Alchimie de tous les arts donc, « Le spectacle doit éveiller des énergies psychiques qui sommeillent en chacun et susciter la communication effective de tous. » (encyclopédie Wikipédia) Pour lui, la collaboration du peuple et de l’artiste était la source même de tout génie.

Au début du XXe siècle, le dadaïste Kurt Schwitters créa une sorte de « tour d’ivoire du créateur », en s’entourant de différents objets réels de la vie quotidienne. On a même dit que ses trois oeuvres maîtresses nommées le « Merzbau »  créées à partir de 1919 devinrent les « chapelles votives du dadaïsme ». Constituées de collages et d’assemblages qui unirent art et non-art, il s’entoura  éventuellement de plus en plus de collages et d’assemblages composés d’affiches, de billets de transport, de prospectus, de lettres d’amis, voire de déchets, etc. créant ainsi les premiers environnements du siècle qui nous a précédé.
En Russie les constructivistes Tatlin, Rotchenko et quelques amis créèrent, en 1917, un café pittoresque qui se rapprocha des oeuvres de Schwitters.

Au cours de la troisième décennie du XXe siècle, Marcel Duchamp créa un environnement à « l’exposition internationale du surréalisme ». Ce fut sous forme de « grotte utérine avec 1200 sacs de charbon accrochés au plafond, un sol jonché de feuilles, un étrange de nymphéas, un brasero (la bohème en hiver!) et un grand lit d’amour, le tout baignant dans un parfum de café du Brésil, avec des marches prussiennes sortant d’un gramophone en forme de femme. » (L’art  au XXe siècle, Taschen 1998.)

Exceptionnellement  au cours de l’année 1948, Norbert Wiener inventa la cybernétique,  cet art et cette science du contrôle de l’efficacité de l’action, entre l’homme et la machine.

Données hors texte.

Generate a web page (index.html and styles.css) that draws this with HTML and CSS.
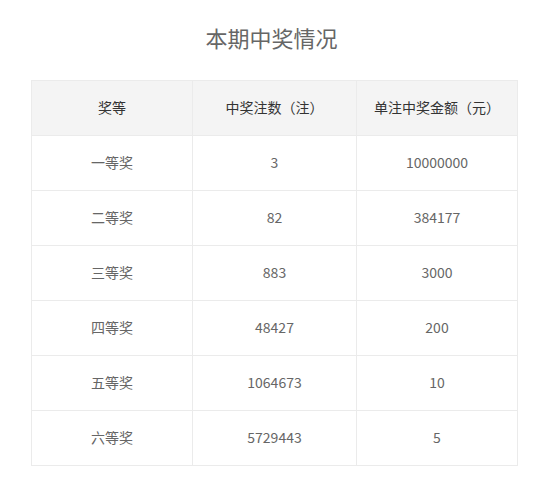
FILE: index.html
```html
<!DOCTYPE html>
<html>
<head>
<meta charset="utf-8">
<link rel="stylesheet" href="styles.css">
</head>
<body>
<div class="wrap">
  <h2 class="title">本期中奖情况</h2>
  <table class="prize">
    <colgroup><col class="c1"><col class="c2"><col class="c3"></colgroup>
    <thead>
      <tr>
        <th>奖等</th>
        <th>中奖注数（注）</th>
        <th>单注中奖金额（元）</th>
      </tr>
    </thead>
    <tbody>
      <tr><td>一等奖</td><td>3</td><td>10000000</td></tr>
      <tr><td>二等奖</td><td>82</td><td>384177</td></tr>
      <tr><td>三等奖</td><td>883</td><td>3000</td></tr>
      <tr><td>四等奖</td><td>48427</td><td>200</td></tr>
      <tr><td>五等奖</td><td>1064673</td><td>10</td></tr>
      <tr><td>六等奖</td><td>5729443</td><td>5</td></tr>
    </tbody>
  </table>
</div>
</body>
</html>
```

FILE: styles.css
```css
html, body {
  margin: 0;
  padding: 0;
  background: #fff;
}
body {
  font-family: "Noto Sans CJK SC", "Open Sans", sans-serif;
}
.wrap {
  width: 486px;
  margin-left: 31px;
  padding-top: 22px;
}
.title {
  margin: 0 0 28px;
  font-size: 22px;
  line-height: 30px;
  font-weight: normal;
  color: #666;
  text-align: center;
  padding-right: 5px;
}
.prize {
  width: 486px;
  border-collapse: collapse;
  table-layout: fixed;
  font-size: 14px;
}
.c1 { width: 161px; }
.c2 { width: 164px; }
.c3 { width: 161px; }
.prize th, .prize td {
  border: 1px solid #ebebeb;
  height: 52px;
  padding: 0 0 2px;
  text-align: center;
  vertical-align: middle;
}
.prize th {
  background: #f4f4f4;
  color: #333;
  font-weight: normal;
}
.prize td {
  color: #666;
}
```
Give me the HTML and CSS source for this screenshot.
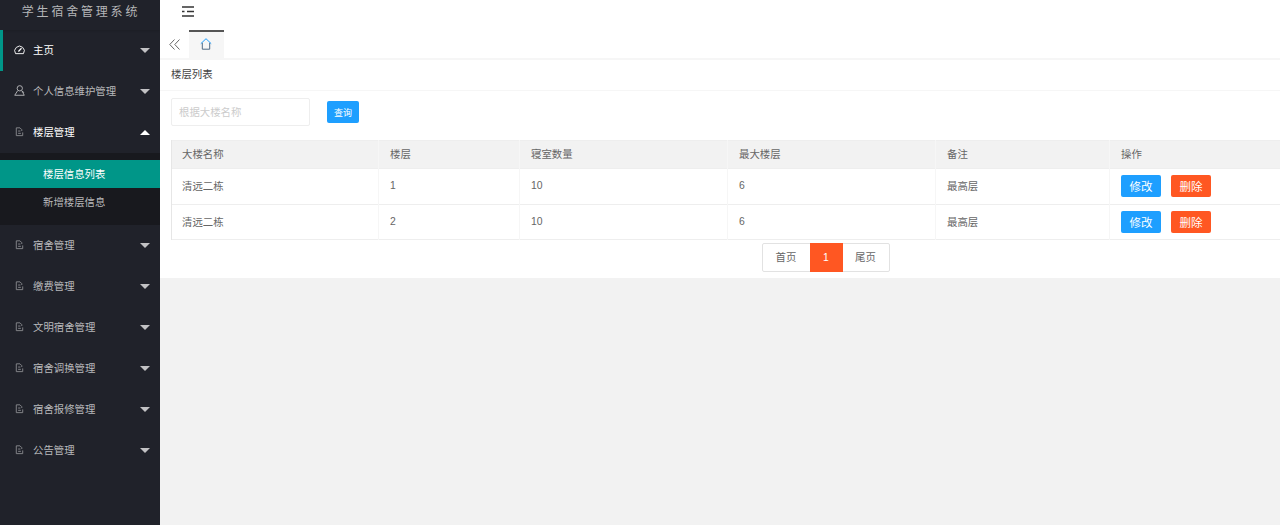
FILE: index.html
```html
<!DOCTYPE html>
<html lang="zh-CN">
<head>
<meta charset="utf-8">
<title>学生宿舍管理系统</title>
<link rel="stylesheet" href="styles.css">
</head>
<body>
<div class="app">
  <aside class="side">
    <div class="logo">学生宿舍管理系统</div>
    <ul class="nav">
      <li class="item home"><a><svg class="ic" viewBox="0 0 12 12"><path d="M1.700 10.500A5.200 5.200 0 1 1 10.300 10.500z" fill="none" stroke="currentColor"/><path d="M4.800 8.200 8.200 4.600" stroke="currentColor" stroke-width="1.300"/></svg><span>主页</span><i class="down"></i></a></li>
      <li class="item"><a><svg class="ic" viewBox="0 0 12 12"><circle cx="6.300" cy="3.600" r="2.900" fill="none" stroke="currentColor"/><path d="M4 6.200.8 11.200h10.400L8.600 6.200M8.600 7.500a1.200 1.200 0 0 1 2 1" fill="none" stroke="currentColor"/></svg><span>个人信息维护管理</span><i class="down"></i></a></li>
      <li class="item open"><a><svg class="ic doc" viewBox="0 0 12 12"><use href="#doc"/></svg><span>楼层管理</span><i class="up"></i></a>
        <ul class="sub">
          <li class="on">楼层信息列表</li>
          <li>新增楼层信息</li>
        </ul>
      </li>
      <li class="item"><a><svg class="ic doc" viewBox="0 0 12 12"><use href="#doc"/></svg><span>宿舍管理</span><i class="down"></i></a></li>
      <li class="item"><a><svg class="ic doc" viewBox="0 0 12 12"><use href="#doc"/></svg><span>缴费管理</span><i class="down"></i></a></li>
      <li class="item"><a><svg class="ic doc" viewBox="0 0 12 12"><use href="#doc"/></svg><span>文明宿舍管理</span><i class="down"></i></a></li>
      <li class="item"><a><svg class="ic doc" viewBox="0 0 12 12"><use href="#doc"/></svg><span>宿舍调换管理</span><i class="down"></i></a></li>
      <li class="item"><a><svg class="ic doc" viewBox="0 0 12 12"><use href="#doc"/></svg><span>宿舍报修管理</span><i class="down"></i></a></li>
      <li class="item"><a><svg class="ic doc" viewBox="0 0 12 12"><use href="#doc"/></svg><span>公告管理</span><i class="down"></i></a></li>
    </ul>
  </aside>
  <main class="main">
    <header class="top">
      <svg class="fold" viewBox="0 0 12 11"><path d="M0 1h12M0 5.500h2.500M5 5.500h7M0 10h12" stroke="currentColor" stroke-width="1.300" fill="none"/></svg>
    </header>
    <div class="tabs">
      <svg class="back" viewBox="0 0 11 11"><path d="M5.500.5.800 5.500l4.700 5M10.500.5 5.800 5.500l4.700 5" stroke="currentColor" fill="none"/></svg>
      <div class="tab"><svg class="house" viewBox="0 0 12 12"><path d="M.8 5.700 6 .7l5.200 5" stroke="#1E9FFF" fill="none"/><path d="M2.300 4.800v6.400h7.400V4.800" stroke="#4f6b85" fill="none"/></svg></div>
    </div>
    <section class="card">
      <div class="title">楼层列表</div>
      <form class="search">
        <input class="input" placeholder="根据大楼名称">
        <button class="query" type="button">查询</button>
      </form>
      <div class="table-wrap">
        <table class="grid">
          <colgroup><col class="c1"><col class="c2"><col class="c3"><col class="c4"><col class="c5"><col></colgroup>
          <thead><tr><th>大楼名称</th><th>楼层</th><th>寝室数量</th><th>最大楼层</th><th>备注</th><th class="ops">操作</th></tr></thead>
          <tbody>
            <tr><td>清远二栋</td><td>1</td><td>10</td><td>6</td><td>最高层</td><td class="ops"><button class="btn blue">修改</button><button class="btn red">删除</button></td></tr>
            <tr class="tail"><td>清远二栋</td><td>2</td><td>10</td><td>6</td><td>最高层</td><td class="ops"><button class="btn blue">修改</button><button class="btn red">删除</button></td></tr>
          </tbody>
        </table>
      </div>
      <div class="pager-row">
        <div class="pager"><a class="first">首页</a><a class="cur">1</a><a class="last">尾页</a></div>
      </div>
    </section>
  </main>
</div>
<svg class="defs" aria-hidden="true"><symbol id="doc" viewBox="0 0 12 12"><path d="M2.500 2h4l2 2v1.500M2.500 2v8.500h7V7M4.500 5.500h2.500M4.500 8h3" fill="none" stroke="currentColor"/></symbol></svg>
</body>
</html>
```
FILE: styles.css
```css
* { box-sizing: border-box; }
html, body { margin: 0; height: 100%; }
body { font-family: "Helvetica Neue", "Liberation Sans", "Noto Sans CJK SC", sans-serif; font-size: 10.4px; color: #666; background: #f2f2f2; overflow: hidden; }
ul { list-style: none; margin: 0; padding: 0; }
.defs { display: none; }
.app { display: flex; height: 525px; }
.side { width: 160px; flex: none; background: #20222a; color: #b8b9bb; }
.logo { height: 30px; padding-left: 2px; line-height: 24px; text-align: center; font-size: 12px; letter-spacing: 2.8px; color: #b5b6b8; box-shadow: 0 1px 2px rgba(0,0,0,.12); }
.item > a { display: flex; align-items: center; height: 41px; padding: 0 0 2px 14px; position: relative; }
.item > a > span { margin-left: 8px; }
.ic { width: 11px; height: 11px; flex: none; }
.ic.doc { color: #8a8b8f; }
.home > a { color: #fff; border-left: 3px solid #009688; padding-left: 11px; }
.open > a > span { color: #fff; }
.down, .up { position: absolute; right: 10px; top: 18px; width: 0; height: 0; border: 5px solid transparent; }
.down { border-top-color: #c2c2c4; border-bottom: 0; }
.up { border-bottom-color: #fff; border-top: 0; }
.sub { background: #18191e; padding: 7px 0 9px; }
.sub li { height: 28px; line-height: 30px; padding-left: 43px; }
.sub .on { background: #009688; color: #fff; }
.main { flex: 1; min-width: 0; display: flex; flex-direction: column; }
.top { height: 30px; background: #fff; flex: none; padding: 6px 0 0 22px; color: #333; }
.fold { display: block; width: 12px; height: 11px; }
.tabs { height: 30px; background: #fff; flex: none; display: flex; border-bottom: 2px solid #f6f6f6; color: #666; }
.back { width: 11px; height: 11px; margin: 9px 0 0 9px; }
.tab { width: 35px; height: 28px; margin-left: 9px; background: #f6f6f6; border-top: 2px solid #555; display: flex; justify-content: center; padding-top: 6px; }
.house { width: 12px; height: 12px; margin-left: -1px; }
.card { background: #fff; flex: none; height: 218px; }
.title { height: 31px; padding: 0 11px; line-height: 29px; color: #444; border-bottom: 1px solid #f6f6f6; }
.search { height: 49px; display: flex; padding: 7px 0 0 11px; align-items: flex-start; }
.input { width: 139px; height: 28px; padding: 0 7px; border: 1px solid #eee; border-radius: 2px; font: inherit; outline: 0; }
.input::placeholder { color: #ccc; }
.query { width: 32px; height: 22px; margin: 3px 0 0 17px; padding: 0; border: 0; border-radius: 2px; background: #1e9fff; color: #fff; font: inherit; font-size: 9px; }
.table-wrap { padding-left: 11px; }
.grid { width: 1109px; border-collapse: collapse; table-layout: fixed; }
.c1 { width: 207px; } .c2 { width: 141px; } .c3 { width: 208px; } .c4 { width: 208px; } .c5 { width: 174px; }
.grid th, .grid td { padding: 0 11px 2px; text-align: left; font-weight: 400; color: #666; border: 1px solid #f6f6f6; border-width: 0 1px 0 0; }
.grid th:first-child, .grid td:first-child { border-left: 1px solid #e6e6e6; padding-left: 10px; }
.grid tr { border-bottom: 1px solid #eee; }
.grid thead tr { border-top: 1px solid #eee; }
.grid th { height: 28px; background: #f2f2f2; }
.grid td { height: 36px; }
.grid .tail td { height: 35px; }
.grid .tail .ops { padding-bottom: 0; }
.grid .ops { border-left: 1px solid #e6e6e6; border-right: 0; }
.btn { width: 40px; height: 22px; padding: 0; margin-right: 10px; border: 0; border-radius: 2px; color: #fff; font: inherit; font-size: 11.5px; vertical-align: middle; }
.blue { background: #1e9fff; }
.red { background: #ff5722; }
.pager-row { display: flex; justify-content: center; padding: 3px 0 0 211px; }
.pager { display: flex; height: 29px; border: 1px solid #e2e2e2; border-radius: 2px; line-height: 27px; text-align: center; color: #666; }
.first { width: 47px; } .last { width: 46px; }
.cur { width: 33px; margin: -1px 0; height: 29px; line-height: 29px; background: #ff5722; color: #fff; }
```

Cette grande invention devait influencer le devenir de l’art et de la science.

Dans les années 1950, aux États-Unis, on assiste à la saisie de soi-même dans les pérégrinations de la génération Beat, « Sur la route » avec Jack Kerouac, le tout aidé par l’instauration et le développement de l’intelligence artificielle d’Alan Turing et transformé par la déflagration d’énergies propulsant la modernité à son plus haut sommet lors d’événements (events) ayant lieu au Black Mountain College et à la New York School for social Research –avec les recherches de John Cage et de Merce Cunningham principalement. Tout cela, lors également de la découverte de la structure de l’ADN grâce à James Watson et Francis Crick qui pénétrèrent dans les secrets du vivant. Par la suite, tout le monde vibre au son de la musique rock et au rythme haletant des mouvements pelviens d’Elvis; l’art descend dans la rue avec l’arbre de la rue Durocher de Vaillancourt; on s’aventure dans ce qui arrive  ici et maintenant, au cours de l’invention du happening d’Allan Kaprow, le corps devient pinceau vivant, voire il exécute un saut dans le vide avec Yves Klein. Tout cela forme un ensemble intégral qui m’a comblé d’une énergie nouvelle, m’incitant à sortir de mon atelier pour m’aventurer au coeur du réel.

Ma forme d’art intégrale, totale émane donc de cette prise de conscience de la réalité qui me propulsera dans un univers en effervescence, présageant le monde des cyberespaces. Ici à Montréal, au coeur de la Révolution tranquille, je m’aventure donc dans des événements-chocs qui vont secouer quelques-uns des quartiers de vie de la ville de Montréal. Ce sera des événements-environnements participatifs et interactifs qui vont engendrer une participation populaire que l’on nommera éventuellement : démocratie participative. Par la suite, le monde artistique ne sera plus jamais le même. En oeuvrant à instaurer la postmodernité, nous nous éloignons à tout jamais de la modernité de Pellan, de Borduas et des automatistes.

C’est l’heure de la grande ouverture de l’ère spatiale. Le champ des arts visuels et du métier d’artiste s’agrandit, il implique des communautés entières. Artistes et non-artistes sont invités à participer. Nous n’oeuvrons plus entre artistes, dans des vases clos, comme par le passé.Tous ont la possibilité de devenir des actants c’est-à-dire à la fois spectateurs, acteurs, co-créateurs et créateurs. Les beaux-arts puisent dans toutes les disciplines devenant ainsi pluridisciplinaires. L’oeuvre d’art devient authentiquement totale, intégrale. C’est un véritable retour aux origines de l’art. C’est en tant que maître d’oeuvre et à travers 15 environnements que j’ai conçu et réalisé cela. L’ensemble s’est déroulé  en trois étapes : 1-les environnements intégraux, 2-les événements de conscientisation, 3-les avènements de libération, tels que décrits dans mon premier bouquin récemment publié et intitulé « L’art vécu ».

Tout cela nous a mené au grand moment de l’an 2006,  où le magazine Time reconnaissait « you », « vous » -c’est-à-dire l’ensemble des gens qui contribuèrent à forger le destin de l’univers – comme personnalités de l’année.

On retrouve également dans ce nouveau type d’oeuvre d’art que représentent ces événements-environnements participatifs, les sources du Web 2.0 et  des réseaux sociaux actuels.